On the impact of baryons on the halo mass function, bias, and cluster cosmology

TL;DR

This paper investigates how baryonic physics influence galaxy cluster statistics and their implications for cosmological parameter estimation, emphasizing the importance of accounting for these effects in future surveys.

Contribution

It demonstrates that baryonic effects can be effectively modeled as halo mass variations and highlights their significance for accurate cosmological inferences.

Findings

Baryonic effects can be recast as halo mass variations in simulations.

Neglecting baryons significantly biases cosmological parameter estimates.

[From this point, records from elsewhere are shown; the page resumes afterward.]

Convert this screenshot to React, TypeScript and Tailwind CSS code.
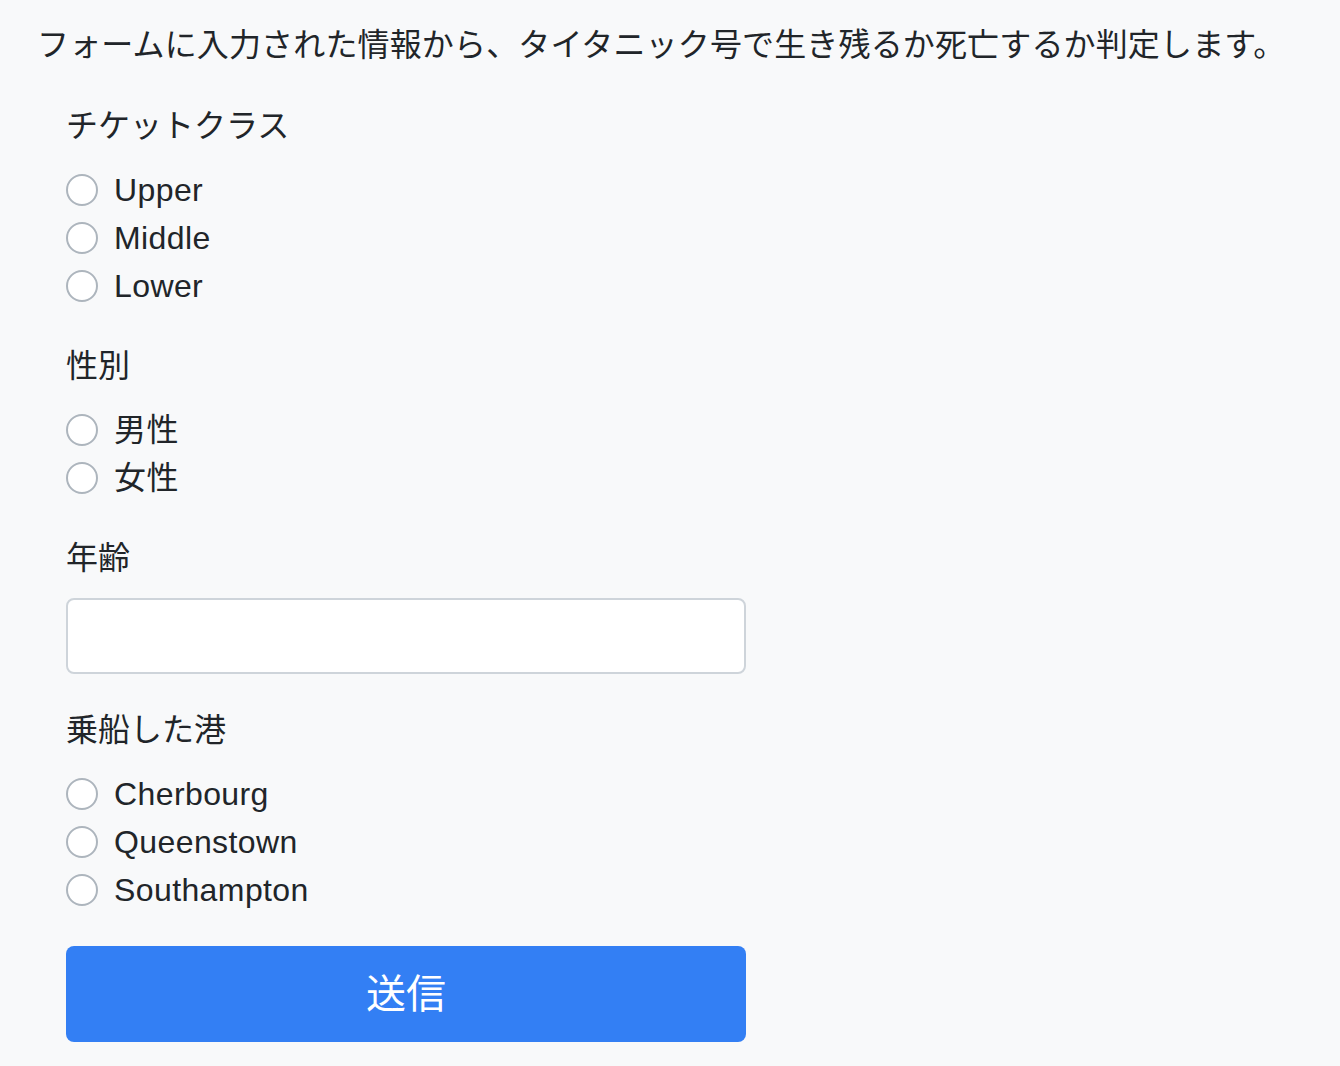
import React from "react";

const font = {
  fontFamily: '"Liberation Sans", "Noto Sans CJK JP", sans-serif',
};

function Radio({ name, label }: { name: string; label: string }) {
  return (
    <label className="flex items-center h-12 cursor-pointer">
      <input
        type="radio"
        name={name}
        className="appearance-none w-8 h-8 rounded-full border-2 border-[#adb5bd] bg-white shrink-0 m-0"
      />
      <span className="ml-4 text-[32px] leading-[48px] tracking-[0.4px] text-[#212529]">{label}</span>
    </label>
  );
}

function Group({ title, name, options }: { title: string; name: string; options: string[] }) {
  return (
    <div className="flex flex-col">
      <div className="text-[32px] leading-[48px] text-[#212529]">{title}</div>
      <div className="flex flex-col mt-4">
        {options.map((o) => (
          <Radio key={o} name={name} label={o} />
        ))}
      </div>
    </div>
  );
}

export default function App() {
  return (
    <div className="min-h-[1066px] bg-[#f8f9fa] pt-[21px] pl-[37px]" style={font}>
      <h1 className="text-[32px] leading-[48px] font-normal text-[#212529] tracking-[0.15px]">
        フォームに入力された情報から、タイタニック号で生き残るか死亡するか判定します。
      </h1>
      <form className="ml-[29px] mt-[33px] w-[680px] flex flex-col gap-8" onSubmit={(e) => e.preventDefault()}>
        <Group title="チケットクラス" name="pclass" options={["Upper", "Middle", "Lower"]} />
        <Group title="性別" name="sex" options={["男性", "女性"]} />
        <div className="flex flex-col">
          <div className="text-[32px] leading-[48px] text-[#212529]">年齢</div>
          <input
            type="text"
            className="mt-4 h-[76px] w-full rounded-lg border-2 border-[#ced4da] bg-white px-6 text-[32px] outline-none"
          />
        </div>
        <Group title="乗船した港" name="embarked" options={["Cherbourg", "Queenstown", "Southampton"]} />
        <button
          type="submit"
          className="h-24 w-full rounded-lg bg-[#337ff4] text-white text-[40px] leading-[60px]"
        >
          送信
        </button>
      </form>
    </div>
  );
}
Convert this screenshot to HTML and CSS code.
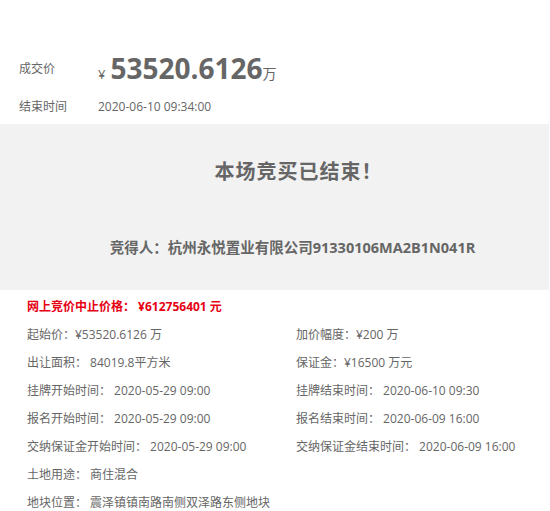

Halo bias and mass function are indirectly affected by baryons.

Abstract

Luminous matter produces very energetic events, such as active galactic nuclei and supernova explosions, that significantly affect the internal regions of galaxy clusters. Although the current uncertainty in the effect of baryonic physics on cluster statistics is subdominant as compared to other systematics, the picture is likely to change soon as the amount of high-quality data is growing fast, urging the community to keep theoretical systematic uncertainties below the ever-growing statistical precision. In this paper, we study the effect of baryons on galaxy clusters, and their impact on the cosmological applications of clusters, using the Magneticum suite of cosmological hydrodynamical simulations. We show that the impact of baryons on the halo mass function can be recast in terms on a variation of the mass of the halos simulated with pure N-body, when baryonic effects are included. The halo mass function and halo bias are only indirectly affected. Finally, we demonstrate that neglecting baryonic effects on halos mass function and bias would significantly alter the inference of cosmological parameters from high-sensitivity next-generations surveys of galaxy clusters.